Favoriser le lien entre pairs et avec les consommateurs grâce aux outils numériques
Une autre problématique est le manque de reconnaissance et l’isolement des agriculteurs. Pour cela encore, certaines technologies peuvent venir en aide aux producteurs. « L’usage des forums est par exemple un outil utilisé par les agriculteurs pour communiquer entre professionnels, mais les réseaux sociaux, comme Instagram, Facebook ou encore YouTube peuvent constituer une vitrine efficace pour le secteur », précise Grégori Akermann, sociologue et chargé de recherche de l'unité Innovation et développement dans l'agriculture et l'innovation (UMR Innovation - Montpellier).
les réseaux sociaux, comme Instagram, Facebook ou encore YouTube, constituent une vitrine efficace pour le secteur
Au-delà des aspects purement virtuels qu’offrent ces applications, d’autres solutions numériques existent afin de faciliter les échanges avec les consommateurs, mais en réel.
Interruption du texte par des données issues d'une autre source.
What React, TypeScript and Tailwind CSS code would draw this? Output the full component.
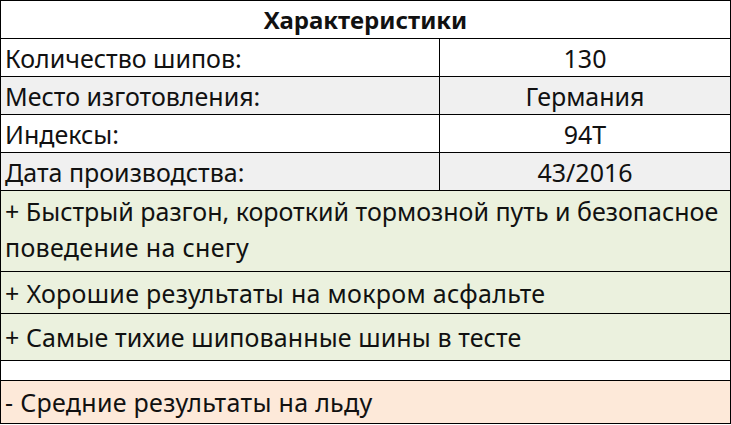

Entre autres, « l’installation de casiers connectés permet aux consommateurs de retirer les commandes directement sur les lieux de productions, indique le sociologue. " En plus de participer à un circuit court plus avantageux pour les deux parties, la mise à disposition de ces armoires permet là-encore aux agriculteurs de libérer de leur temps, car ils n’ont plus à être systématiquement présents pour assurer la vente des produits » reprend Grégori. Sur le terrain, l’initiative de sciences partitipatives Tatabox (transition agroécologique des territoires agricoles) reflète elle aussi l’envie de réconcilier le monde agricole avec les consommateurs. Le projet ouvre l’inscription à des ateliers locaux qui abordent collectivement les évolutions sociales, technologiques et environnementales nécessaires pour l’agriculture, invitant à réduire le fossé et les mondes de l’agriculture et des consommateurs.
Toutes ces initiatives en faveur de la transition agricole font appel à une technologie plus ou moins poussée. Si les exploitants sont en mesure d’apporter des modifications mécaniques à leurs machines afin de les utiliser de la meilleure des manières, l’arrivée de solutions digitales peut en revanche être un frein à la démocratisation de ces outils d’accompagnement. Outre le lourd coût d’investissement, des formations à destination des professionnels sont nécessaires afin de leur permettre de régler les technologies pour faire face aux spécificités de leur exploitation. Des formations voient d’ailleurs le jour pour intégrer ces aspects dès les premiers pas dans le métier, révélant tout l’enjeu et l’importance de ces technologies pour l’avenir de l’agriculture
Créées en 2017, l’Institut Convergences en Agriculture Numérique (DigitAG) et l’association RobAgri se donnent pour objectifs de mutualiser les connaissances en matière d’agriculture numérique, dans les secteurs de la recherche et de l’industrie. La chaire d’entreprises AgroTIC a pour but de « renforcer le lien entre la formation, la recherche et les entreprises impliquées dans l’agriculture numérique ». En association avec DigitAG, la chaire porte également l’observatoire des usages de l’agriculture numérique, qui permet l’ « identification des freins à l’adoption et l’étude des leviers existants ». Dans chaque filière. Des masters et mastères spécialisés sont en effet accessibles pour former les futurs professionnels dans un contexte de transition numérique dont l’agriculture devra s’emparer. L’association RobAgri, quant à elle, regroupe des entreprises de la robotique, des industriels, des laboratoires de recherche et d’enseignement, et des représentants des utilisateurs finaux, dans le but d’innover rapidement et « et répondre aux besoins des utilisateurs, à la fois au niveau national et international ».